1.1 Dimensional Consistency and Its Cascading Benefits
The precision of automated molding and compaction results in bricks with remarkably uniform length, width, height, and face profile.
- Optimized Construction Efficiency: Uniform bricks allow masons to work faster with less adjustment. Mortar joint thickness can be standardized, leading to straighter walls, reduced labor time, and predictable mortar consumption. This translates directly into lower on-site construction costs and more reliable project scheduling for your clients.
- Simplified Estimating and Logistics: Precise dimensions enable accurate calculations of quantities required per square meter, minimizing both material waste and the risk of costly project shortages or overages. This predictability is invaluable for project managers and contractors.
- Compatibility with Modern Systems: The dimensional stability of machine-made bricks makes them ideally suited for use with engineered mortars, reinforcement (such as ladder or truss-type joint reinforcement), and prefabricated elements, supporting advanced construction methodologies.
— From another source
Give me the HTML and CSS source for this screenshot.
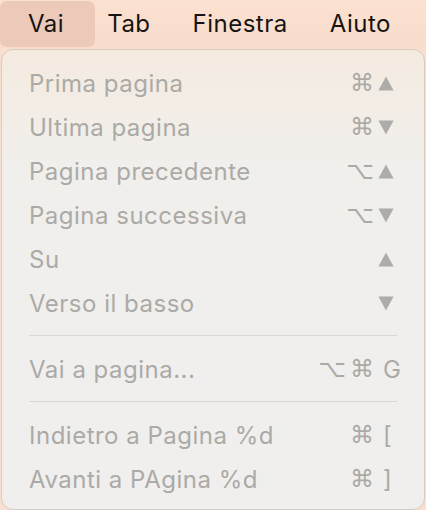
FILE: index.html
```html
<!DOCTYPE html>
<html lang="it">
<head>
<meta charset="utf-8">
<link rel="stylesheet" href="styles.css">
</head>
<body>
<div class="menubar">
  <div class="mb-item active">Vai</div>
  <div class="mb-item">Tab</div>
  <div class="mb-item">Finestra</div>
  <div class="mb-item">Aiuto</div>
</div>
<div class="panel">
  <div class="row"><span class="label">Prima pagina</span><span class="mods">⌘</span><span class="key"><svg class="tri" viewBox="0 0 16 15"><path d="M8 0.5 L15.6 14.5 L0.4 14.5 Z"/></svg></span></div>
  <div class="row"><span class="label">Ultima pagina</span><span class="mods">⌘</span><span class="key"><svg class="tri" viewBox="0 0 16 15"><path d="M0.4 0.5 L15.6 0.5 L8 14.5 Z"/></svg></span></div>
  <div class="row"><span class="label">Pagina precedente</span><span class="mods">⌥</span><span class="key"><svg class="tri" viewBox="0 0 16 15"><path d="M8 0.5 L15.6 14.5 L0.4 14.5 Z"/></svg></span></div>
  <div class="row"><span class="label">Pagina successiva</span><span class="mods">⌥</span><span class="key"><svg class="tri" viewBox="0 0 16 15"><path d="M0.4 0.5 L15.6 0.5 L8 14.5 Z"/></svg></span></div>
  <div class="row"><span class="label">Su</span><span class="mods"></span><span class="key"><svg class="tri" viewBox="0 0 16 15"><path d="M8 0.5 L15.6 14.5 L0.4 14.5 Z"/></svg></span></div>
  <div class="row"><span class="label">Verso il basso</span><span class="mods"></span><span class="key"><svg class="tri" viewBox="0 0 16 15"><path d="M0.4 0.5 L15.6 0.5 L8 14.5 Z"/></svg></span></div>
  <div class="sep"></div>
  <div class="row"><span class="label">Vai a pagina...</span><span class="mods"><span class="mod-gap">⌥</span>⌘</span><span class="key txt">G</span></div>
  <div class="sep"></div>
  <div class="row"><span class="label">Indietro a Pagina %d</span><span class="mods">⌘</span><span class="key txt">[</span></div>
  <div class="row"><span class="label">Avanti a PAgina %d</span><span class="mods">⌘</span><span class="key txt">]</span></div>
</div>
</body>
</html>
```
FILE: styles.css
```css
html, body {
  margin: 0;
  padding: 0;
}
body {
  width: 426px;
  height: 510px;
  overflow: hidden;
  background: #f9dfcf;
  font-family: Inter, "Noto Sans", sans-serif;
}
.menubar {
  display: flex;
  align-items: center;
  height: 48px;
  background: linear-gradient(#fbe1d1, #f9dccb);
}
.mb-item {
  font-size: 24px;
  letter-spacing: 0.5px;
  color: #161412;
  padding: 0 21px;
  line-height: 46px;
  height: 46px;
  margin-top: -1px;
}
.mb-item.active {
  background: #ecc9b9;
  border-radius: 7px;
  padding: 0 31px 0 28px;
  margin-right: -9px;
}
.panel {
  margin-left: 1px;
  width: 422px;
  height: 448px;
  margin-top: 1px;
  border: 1px solid #d9cbc0;
  border-radius: 12px;
  background: linear-gradient(#f4ebe0 0px, #f1efec 120px, #f0efee 100%);
  padding: 11px 0 0 0;
  box-sizing: content-box;
}
.row {
  display: flex;
  align-items: center;
  height: 44px;
  padding: 0 5px 0 27px;
  color: #abaaa6;
  font-size: 24px;
  letter-spacing: 0.5px;
}
.label {
  flex: 1;
}
.mods {
  font-family: "DejaVu Sans", sans-serif;
  font-size: 24px;
  text-align: right;
  width: 80px;
  white-space: pre;
  letter-spacing: -1px;
}
.mod-gap {
  margin-right: 5px;
}
.key {
  width: 46px;
  padding-left: 5px;
  box-sizing: border-box;
  display: flex;
  align-items: center;
}
.key.txt {
  padding-left: 10px;
  font-size: 24px;
}
.tri {
  width: 16px;
  height: 15px;
  fill: #adaca8;
}
.sep {
  height: 22px;
  margin: 0 27px;
  box-sizing: border-box;
  border-top: 10px solid transparent;
  background-clip: padding-box;
}
.sep::after {
  content: "";
  display: block;
  height: 1px;
  background: #d8d7d4;
}
```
1.2 Controlled and Predictable Material Properties
Beyond shape, machines deliver consistency in the core material science of the brick.
- Homogeneous Density: Automated vibration and pressure ensure the raw material mix is compacted evenly throughout every unit. This eliminates the soft spots, voids, or density gradients common in hand-made products, leading to uniform strength across the entire batch.
- Repeatable Strength Performance: With controlled input materials and a fixed production cycle, the compressive strength, flexural strength, and modulus of elasticity of machine-made bricks fall within a narrow, predictable range. This allows for precise structural engineering, ensuring buildings meet code requirements with a known and reliable safety margin.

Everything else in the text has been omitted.